■ **Exercise aim**:
Copy the data exactly as it appears, and do not include any pictures.

■ **Data shown**:
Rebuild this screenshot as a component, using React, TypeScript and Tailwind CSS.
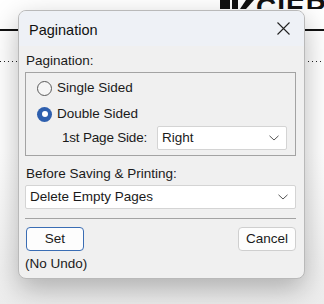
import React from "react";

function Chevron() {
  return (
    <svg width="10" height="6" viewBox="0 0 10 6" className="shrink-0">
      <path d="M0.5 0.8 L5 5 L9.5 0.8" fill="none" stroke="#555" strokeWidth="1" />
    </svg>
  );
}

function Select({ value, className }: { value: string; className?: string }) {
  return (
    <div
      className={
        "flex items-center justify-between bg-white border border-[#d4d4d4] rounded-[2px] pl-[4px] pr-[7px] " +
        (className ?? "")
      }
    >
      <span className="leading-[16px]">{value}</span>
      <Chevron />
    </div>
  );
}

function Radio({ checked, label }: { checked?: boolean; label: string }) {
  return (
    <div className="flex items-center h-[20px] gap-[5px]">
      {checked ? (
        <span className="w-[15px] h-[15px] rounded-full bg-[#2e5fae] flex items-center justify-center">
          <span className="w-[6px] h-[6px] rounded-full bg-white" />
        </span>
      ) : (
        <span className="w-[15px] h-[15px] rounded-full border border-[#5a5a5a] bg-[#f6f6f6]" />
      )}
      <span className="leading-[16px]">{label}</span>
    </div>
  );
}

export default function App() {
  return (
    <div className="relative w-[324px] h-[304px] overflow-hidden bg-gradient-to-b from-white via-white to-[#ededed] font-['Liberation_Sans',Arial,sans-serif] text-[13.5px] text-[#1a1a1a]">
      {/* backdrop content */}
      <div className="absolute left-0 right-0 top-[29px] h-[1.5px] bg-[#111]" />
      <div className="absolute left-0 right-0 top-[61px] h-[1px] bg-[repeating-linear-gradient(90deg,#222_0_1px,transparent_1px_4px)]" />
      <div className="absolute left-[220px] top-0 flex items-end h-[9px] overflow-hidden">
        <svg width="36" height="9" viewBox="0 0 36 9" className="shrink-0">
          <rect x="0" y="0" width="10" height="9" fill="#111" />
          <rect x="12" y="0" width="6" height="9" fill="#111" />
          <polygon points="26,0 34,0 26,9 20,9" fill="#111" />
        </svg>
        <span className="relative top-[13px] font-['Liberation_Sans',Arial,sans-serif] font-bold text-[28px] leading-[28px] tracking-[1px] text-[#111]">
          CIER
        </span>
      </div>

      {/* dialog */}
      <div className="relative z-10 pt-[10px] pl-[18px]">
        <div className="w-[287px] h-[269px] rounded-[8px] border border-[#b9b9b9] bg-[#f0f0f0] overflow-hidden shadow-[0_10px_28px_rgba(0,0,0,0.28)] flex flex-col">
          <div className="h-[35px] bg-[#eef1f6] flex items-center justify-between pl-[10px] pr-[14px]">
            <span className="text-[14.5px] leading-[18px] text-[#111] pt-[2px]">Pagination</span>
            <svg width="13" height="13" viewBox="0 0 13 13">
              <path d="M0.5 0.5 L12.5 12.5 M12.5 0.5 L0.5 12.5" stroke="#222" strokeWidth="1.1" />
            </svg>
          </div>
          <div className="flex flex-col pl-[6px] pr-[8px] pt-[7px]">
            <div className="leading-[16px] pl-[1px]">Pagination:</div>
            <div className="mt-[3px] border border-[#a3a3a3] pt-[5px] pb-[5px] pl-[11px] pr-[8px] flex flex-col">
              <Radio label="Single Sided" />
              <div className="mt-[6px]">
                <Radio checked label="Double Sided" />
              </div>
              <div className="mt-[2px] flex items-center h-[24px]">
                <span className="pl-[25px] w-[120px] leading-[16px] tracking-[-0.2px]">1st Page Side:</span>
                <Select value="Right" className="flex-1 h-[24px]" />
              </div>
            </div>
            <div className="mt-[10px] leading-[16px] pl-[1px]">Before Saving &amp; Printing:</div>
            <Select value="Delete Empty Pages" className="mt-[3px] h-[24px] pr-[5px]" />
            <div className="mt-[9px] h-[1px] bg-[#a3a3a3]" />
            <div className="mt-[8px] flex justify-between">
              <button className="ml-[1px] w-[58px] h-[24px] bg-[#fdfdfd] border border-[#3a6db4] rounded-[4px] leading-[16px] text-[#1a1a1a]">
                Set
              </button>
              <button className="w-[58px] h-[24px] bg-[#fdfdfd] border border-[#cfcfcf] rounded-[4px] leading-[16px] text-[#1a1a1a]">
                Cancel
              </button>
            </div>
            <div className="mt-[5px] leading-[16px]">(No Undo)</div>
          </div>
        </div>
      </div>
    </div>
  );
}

■ **Output of the exercise**:
Rebuild this screenshot as a component, using React, TypeScript and Tailwind CSS.
import React from "react";

function Chevron() {
  return (
    <svg width="10" height="6" viewBox="0 0 10 6" className="shrink-0">
      <path d="M0.5 0.8 L5 5 L9.5 0.8" fill="none" stroke="#555" strokeWidth="1" />
    </svg>
  );
}

function Select({ value, className }: { value: string; className?: string }) {
  return (
    <div
      className={
        "flex items-center justify-between bg-white border border-[#d4d4d4] rounded-[2px] pl-[4px] pr-[7px] " +
        (className ?? "")
      }
    >
      <span className="leading-[16px]">{value}</span>
      <Chevron />
    </div>
  );
}

function Radio({ checked, label }: { checked?: boolean; label: string }) {
  return (
    <div className="flex items-center h-[20px] gap-[5px]">
      {checked ? (
        <span className="w-[15px] h-[15px] rounded-full bg-[#2e5fae] flex items-center justify-center">
          <span className="w-[6px] h-[6px] rounded-full bg-white" />
        </span>
      ) : (
        <span className="w-[15px] h-[15px] rounded-full border border-[#5a5a5a] bg-[#f6f6f6]" />
      )}
      <span className="leading-[16px]">{label}</span>
    </div>
  );
}

export default function App() {
  return (
    <div className="relative w-[324px] h-[304px] overflow-hidden bg-gradient-to-b from-white via-white to-[#ededed] font-['Liberation_Sans',Arial,sans-serif] text-[13.5px] text-[#1a1a1a]">
      {/* backdrop content */}
      <div className="absolute left-0 right-0 top-[29px] h-[1.5px] bg-[#111]" />
      <div className="absolute left-0 right-0 top-[61px] h-[1px] bg-[repeating-linear-gradient(90deg,#222_0_1px,transparent_1px_4px)]" />
      <div className="absolute left-[220px] top-0 flex items-end h-[9px] overflow-hidden">
        <svg width="36" height="9" viewBox="0 0 36 9" className="shrink-0">
          <rect x="0" y="0" width="10" height="9" fill="#111" />
          <rect x="12" y="0" width="6" height="9" fill="#111" />
          <polygon points="26,0 34,0 26,9 20,9" fill="#111" />
        </svg>
        <span className="relative top-[13px] font-['Liberation_Sans',Arial,sans-serif] font-bold text-[28px] leading-[28px] tracking-[1px] text-[#111]">
          CIER
        </span>
      </div>

      {/* dialog */}
      <div className="relative z-10 pt-[10px] pl-[18px]">
        <div className="w-[287px] h-[269px] rounded-[8px] border border-[#b9b9b9] bg-[#f0f0f0] overflow-hidden shadow-[0_10px_28px_rgba(0,0,0,0.28)] flex flex-col">
          <div className="h-[35px] bg-[#eef1f6] flex items-center justify-between pl-[10px] pr-[14px]">
            <span className="text-[14.5px] leading-[18px] text-[#111] pt-[2px]">Pagination</span>
            <svg width="13" height="13" viewBox="0 0 13 13">
              <path d="M0.5 0.5 L12.5 12.5 M12.5 0.5 L0.5 12.5" stroke="#222" strokeWidth="1.1" />
            </svg>
          </div>
          <div className="flex flex-col pl-[6px] pr-[8px] pt-[7px]">
            <div className="leading-[16px] pl-[1px]">Pagination:</div>
            <div className="mt-[3px] border border-[#a3a3a3] pt-[5px] pb-[5px] pl-[11px] pr-[8px] flex flex-col">
              <Radio label="Single Sided" />
              <div className="mt-[6px]">
                <Radio checked label="Double Sided" />
              </div>
              <div className="mt-[2px] flex items-center h-[24px]">
                <span className="pl-[25px] w-[120px] leading-[16px] tracking-[-0.2px]">1st Page Side:</span>
                <Select value="Right" className="flex-1 h-[24px]" />
              </div>
            </div>
            <div className="mt-[10px] leading-[16px] pl-[1px]">Before Saving &amp; Printing:</div>
            <Select value="Delete Empty Pages" className="mt-[3px] h-[24px] pr-[5px]" />
            <div className="mt-[9px] h-[1px] bg-[#a3a3a3]" />
            <div className="mt-[8px] flex justify-between">
              <button className="ml-[1px] w-[58px] h-[24px] bg-[#fdfdfd] border border-[#3a6db4] rounded-[4px] leading-[16px] text-[#1a1a1a]">
                Set
              </button>
              <button className="w-[58px] h-[24px] bg-[#fdfdfd] border border-[#cfcfcf] rounded-[4px] leading-[16px] text-[#1a1a1a]">
                Cancel
              </button>
            </div>
            <div className="mt-[5px] leading-[16px]">(No Undo)</div>
          </div>
        </div>
      </div>
    </div>
  );
}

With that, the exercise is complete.